Dr. Abdullahi Salman (Michael Mercier/UAH).

The fellowship includes a $76,000 award for Salman, an assistant professor of civil engineering at UAH.

He is one of seven fellows selected to spend the next two years advancing scientific knowledge and its applications to predict and prepare for ecosystem changes in the Gulf of
Mexico and its coastal zones as the region navigates a changing climate and energy transition.

“I was delighted to receive support for my work on protecting coastal ecosystems,” Salman said. “Conducting research that will help to protect the ecosystems in the Gulf of Mexico has been one of my goals since I joined UAH. The GRP fellowship will go a long way in helping me to advance the research and contribute to preserving and protecting our precious ecosystems.”

Mentoring support is provided to fellows to support them with independence, flexibility
and a built-in network as they take risks on untested research ideas and pursue unique
collaborations. In the application process, Salman chose Dr. Judith Schneider, a UAH
professor of mechanical and aerospace engineering, as his mentor.

“I selected Dr. Schneider because of our existing fruitful research collaborations,” Salman said. “I am grateful that Dr. Schneider has agreed to serve as my mentor, and I look forward to learning from her.

“The fellowship will facilitate my research on the resilience of coastal ecosystems to natural hazards and a changing climate. Coastal ecosystems – including estuaries, barrier islands and coastal rivers – face increasing risk from hurricanes and climate change-related stressors.”

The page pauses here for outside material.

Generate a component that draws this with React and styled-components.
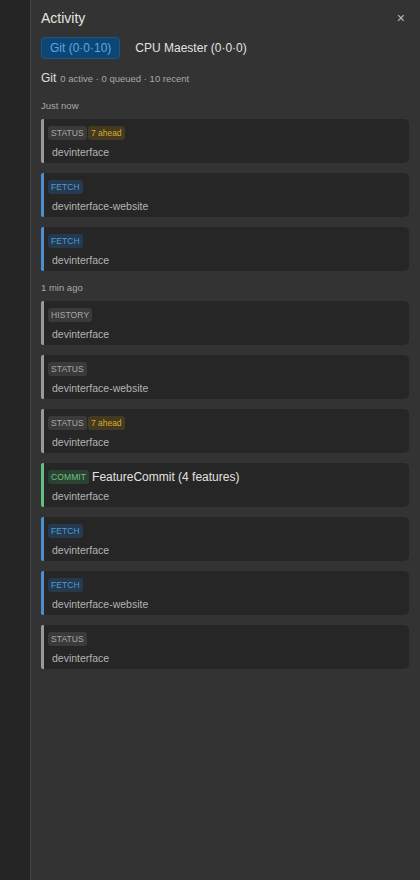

Extreme winds from hurricanes can damage ecosystems through the influx of organic
material, he said, and hurricane-induced storm surges can lead to scour of estuarine
habitats and inundate terrestrial and freshwater habitats with salt water.

“The GRP fellowship will enable me to investigate the impact of increasing hurricane
activity and sea level rise on the ecosystems of the Gulf of Mexico,” Salman said. “Two questions will drive the research: How do we predict changes to ecosystems due to
increasing hurricane activities because of climate change? How do we make decisions on
protecting the ecosystems considering the deep uncertainty involved in modeling climate-
change-related hurricane hazard changes?”

He plans to leverage the extensive research documenting the impact of hurricanes on
ecosystems in the Gulf of Mexico to develop methods to understand and predict the
responses of ecosystems using meta-analysis.

“The outcome will help us to identify the factors that impact the response of ecosystems to
increasing hurricane activity, improve our understanding of responses to different levels of
hurricane-induced stressors and provide predictive models for quantifying impacts, which
will inform resilience improvement decisions,” Salman said.

The work also involves developing models for ecosystem protection decisions. Environmental protection decisions considering climate change are challenging because of
the presence of deep uncertainties that cannot be quantified or eliminated.

“Such uncertainties are ripe in climate-change-related decisions,” Salman said. “Hence,
traditional decision models will not be appropriate.”

In September, Salman received a five-year, $505,000 National Science Foundation CAREER grant to research improving overall hurricane and severe weather resilience of
coastal communities. He is also the faculty adviser of the UAH chapter of Engineers Without
Borders and is involved in planning the chapter’s clean water-related projects overseas.